What Is A Board To Do?

A lot of my work is with boards—training them on their roles and responsibilities including fundraising, facilitating conversations about succession, leading strategic planning sessions.  What I have noted over the years is that most boards are amazing.  Many in a positive way—they understand their job and do it with zest.  Some in a very negative way—seemingly willfully not understanding what they should be doing.  Most, however, are very much in the middle of the road. They mostly know what they should be doing but they too often leave a very light footprint on the organization.  While most Executive Directors see this in fundraising, I find it more troubling in strategic and succession planning.  

This is particularly insidious when the organization is run by the founder.  The board seems to feel that this person who is so central to the organization now should be the person who determines what comes next. It is too typical for board members to tell me that “the ED hasn’t given us their vision or plan for what happens after they are gone.”

What am I missing?  This is not the founder’s decision as to what happens when they are no longer around. The organization—hard as this seems to be for too many to understand—is not theirs.  To the degree that a public charity has an “owner,” it is the community at large, and the board as a governing body represents the community.  That means that the board is on the hook for deciding what happens then.

Think about it.  Your beloved ED is run over by that proverbial bus and isn’t ever coming back to work. And, alas, there is no succession plan.  What happens now?  Yes, the board starts to look for a successor.

With a succession plan, there would be steps to follow that have been considered in a time of less stress.  There would be procedures for what comes next.

A lot of the succession plans I work on are really not plans.  The ED has announced their retirement in X months, and I work with the board to determine the procedure for finding a replacement.  I love it when a board tells me that through this process they feel they have become a stronger board.  Which is precisely what should occur.

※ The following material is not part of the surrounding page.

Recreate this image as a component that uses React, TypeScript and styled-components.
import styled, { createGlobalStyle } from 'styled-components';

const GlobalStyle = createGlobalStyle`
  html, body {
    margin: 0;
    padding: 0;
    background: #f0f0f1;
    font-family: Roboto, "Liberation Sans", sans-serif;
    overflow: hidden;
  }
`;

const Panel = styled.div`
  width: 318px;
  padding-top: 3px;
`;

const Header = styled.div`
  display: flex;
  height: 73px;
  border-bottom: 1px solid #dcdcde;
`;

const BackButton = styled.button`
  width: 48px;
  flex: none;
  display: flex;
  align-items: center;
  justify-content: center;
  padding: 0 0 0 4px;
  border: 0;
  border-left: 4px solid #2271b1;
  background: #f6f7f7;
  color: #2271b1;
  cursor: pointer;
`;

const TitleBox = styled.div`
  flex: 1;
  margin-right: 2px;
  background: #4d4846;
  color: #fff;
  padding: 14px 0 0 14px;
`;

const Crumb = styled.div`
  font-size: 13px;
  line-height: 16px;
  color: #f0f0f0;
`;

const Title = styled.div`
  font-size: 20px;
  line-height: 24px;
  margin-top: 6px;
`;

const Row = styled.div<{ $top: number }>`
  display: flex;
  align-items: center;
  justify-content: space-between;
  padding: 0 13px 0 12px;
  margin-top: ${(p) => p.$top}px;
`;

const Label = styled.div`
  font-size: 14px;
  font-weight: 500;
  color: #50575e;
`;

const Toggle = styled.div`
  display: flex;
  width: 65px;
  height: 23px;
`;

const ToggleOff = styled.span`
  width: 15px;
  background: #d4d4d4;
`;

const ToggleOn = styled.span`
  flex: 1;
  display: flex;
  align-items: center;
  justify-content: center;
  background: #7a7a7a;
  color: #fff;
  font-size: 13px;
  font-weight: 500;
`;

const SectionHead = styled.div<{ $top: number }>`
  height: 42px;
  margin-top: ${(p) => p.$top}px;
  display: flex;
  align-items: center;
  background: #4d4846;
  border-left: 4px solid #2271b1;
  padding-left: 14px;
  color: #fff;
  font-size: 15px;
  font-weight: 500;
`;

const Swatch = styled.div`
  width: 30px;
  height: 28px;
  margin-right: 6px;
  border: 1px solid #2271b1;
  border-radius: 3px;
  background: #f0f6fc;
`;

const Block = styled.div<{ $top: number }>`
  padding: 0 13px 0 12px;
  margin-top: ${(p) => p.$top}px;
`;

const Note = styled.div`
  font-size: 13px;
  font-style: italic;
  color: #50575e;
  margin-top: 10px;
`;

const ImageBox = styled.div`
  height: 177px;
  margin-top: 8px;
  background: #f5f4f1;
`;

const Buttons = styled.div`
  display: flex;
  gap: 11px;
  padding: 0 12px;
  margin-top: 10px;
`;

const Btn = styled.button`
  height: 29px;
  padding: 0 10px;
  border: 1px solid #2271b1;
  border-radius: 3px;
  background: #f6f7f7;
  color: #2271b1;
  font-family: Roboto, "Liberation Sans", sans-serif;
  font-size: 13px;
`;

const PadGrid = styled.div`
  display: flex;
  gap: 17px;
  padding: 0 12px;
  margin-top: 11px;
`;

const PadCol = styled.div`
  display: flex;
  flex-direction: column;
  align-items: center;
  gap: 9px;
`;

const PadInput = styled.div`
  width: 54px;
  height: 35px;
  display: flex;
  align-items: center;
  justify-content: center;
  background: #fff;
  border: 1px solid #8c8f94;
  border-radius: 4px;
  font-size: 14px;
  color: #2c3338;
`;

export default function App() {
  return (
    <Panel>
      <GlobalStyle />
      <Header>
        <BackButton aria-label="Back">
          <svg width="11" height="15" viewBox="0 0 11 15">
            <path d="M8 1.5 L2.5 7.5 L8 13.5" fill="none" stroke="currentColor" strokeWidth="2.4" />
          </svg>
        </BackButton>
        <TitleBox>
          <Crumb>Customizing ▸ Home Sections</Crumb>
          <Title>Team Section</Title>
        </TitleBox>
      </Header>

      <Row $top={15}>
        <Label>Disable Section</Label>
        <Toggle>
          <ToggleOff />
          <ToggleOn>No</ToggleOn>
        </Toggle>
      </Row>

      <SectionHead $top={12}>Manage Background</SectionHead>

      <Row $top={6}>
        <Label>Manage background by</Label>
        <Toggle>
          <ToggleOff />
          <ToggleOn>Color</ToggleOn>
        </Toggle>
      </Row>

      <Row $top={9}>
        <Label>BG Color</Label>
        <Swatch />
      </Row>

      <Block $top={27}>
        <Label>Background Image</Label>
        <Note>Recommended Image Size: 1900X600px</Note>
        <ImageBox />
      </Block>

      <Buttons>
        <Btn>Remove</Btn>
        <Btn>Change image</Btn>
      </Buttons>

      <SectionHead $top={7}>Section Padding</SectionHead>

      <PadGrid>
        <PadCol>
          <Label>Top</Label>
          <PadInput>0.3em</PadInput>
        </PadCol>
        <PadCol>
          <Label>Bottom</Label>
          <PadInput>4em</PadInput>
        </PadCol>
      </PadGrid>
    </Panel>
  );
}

But sometimes we do actually consider various scenarios:  The ED resigns with more or less time for the board to find a successor.  Two different cases that are similar but not the same.  The ED is resigned—that is, the board decides that it is time for the ED to go.  This requires thinking about what needs to be in place before that occurs and yes, how to fire an ED in the best possible way.  And then there is the emergency succession:  the ED is out of the picture for a long stretch, but the intention is that they will return.  And the final succession, in short order the ED is not around and will not be returning.  Period.  End of.

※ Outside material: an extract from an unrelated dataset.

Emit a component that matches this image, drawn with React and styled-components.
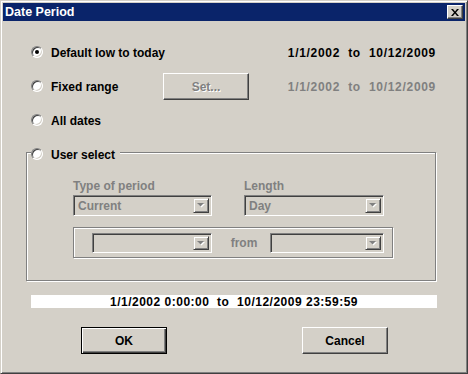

You can do internet searches or buy a book and find some good generic advice on succession planning.  But your organization is not generic.  It is important that you do a plan that fits your culture and your resources.  “No worries, we have a great number 2,” is not a scenario that fits most small nonprofits.  Indeed, naming a specific successor only works when the ED gives you time to ensure that person wants the job and, now in the light of actuality, is the person you want.

Succession plans need to take into account what the organization will want to be 18 months after the new person takes over.  What specific things will you want to keep; expand; let go of?  What new things do you want to introduce?  Your hypothetical succession plan—the one that you create but hopefully won’t be using for years—couldn’t give you those answers.  What it will do is remind you at the time that these are issues you must grapple with, and will provide you with a process to follow.

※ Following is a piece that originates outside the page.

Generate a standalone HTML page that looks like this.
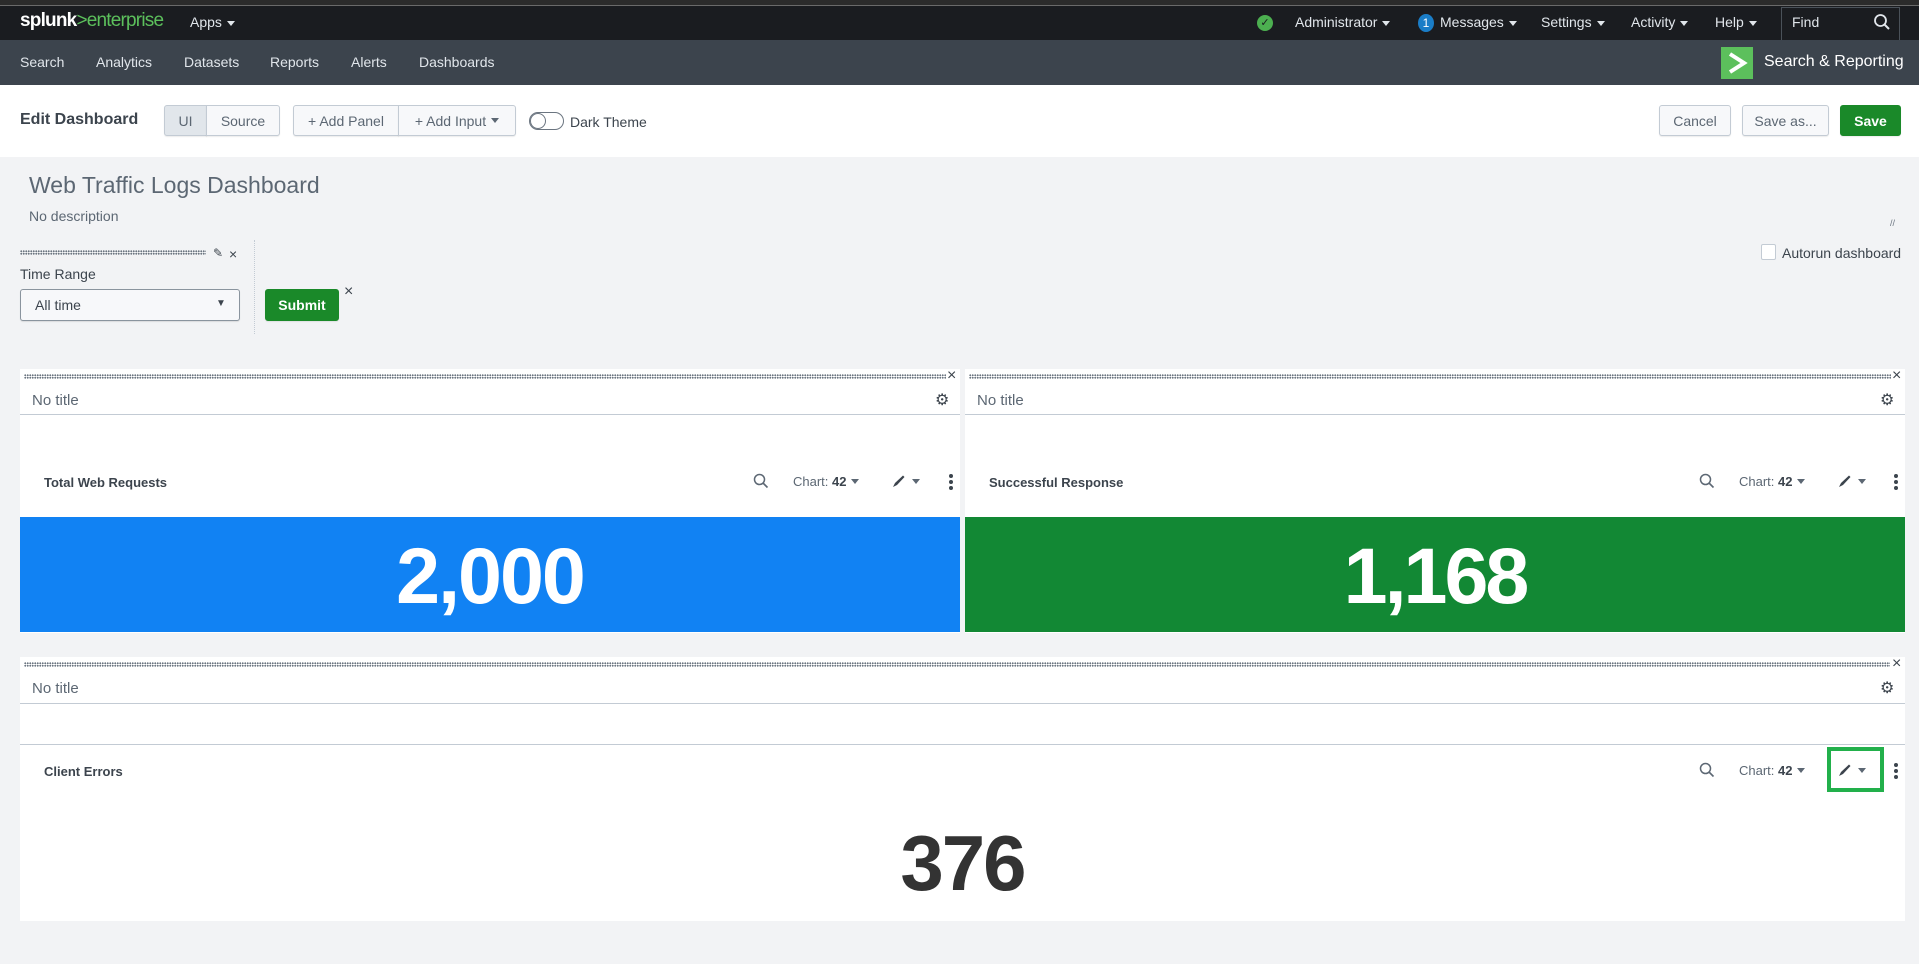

The most important factor to remember about succession planning is that the person who holds the job is not the person responsible for what happens after they are gone.  They should be (instructed to if necessary) ensuring that all relevant documents are easy to access and that there is a record of past and ongoing work.  And if there are future plans that those, too, are clear and easy to find.

Succession planning in so many is much more than deciding who takes on the job of the person leaving.  Whether you are planning for executive or board succession, your anchor point should be what the organization will look like once this change is made.

When a leader leaves, change is inevitable.  Good succession planning helps to guarantee that the change is good and what the board—who understands the clients’ needs and the organizations strengths and weaknesses—desires.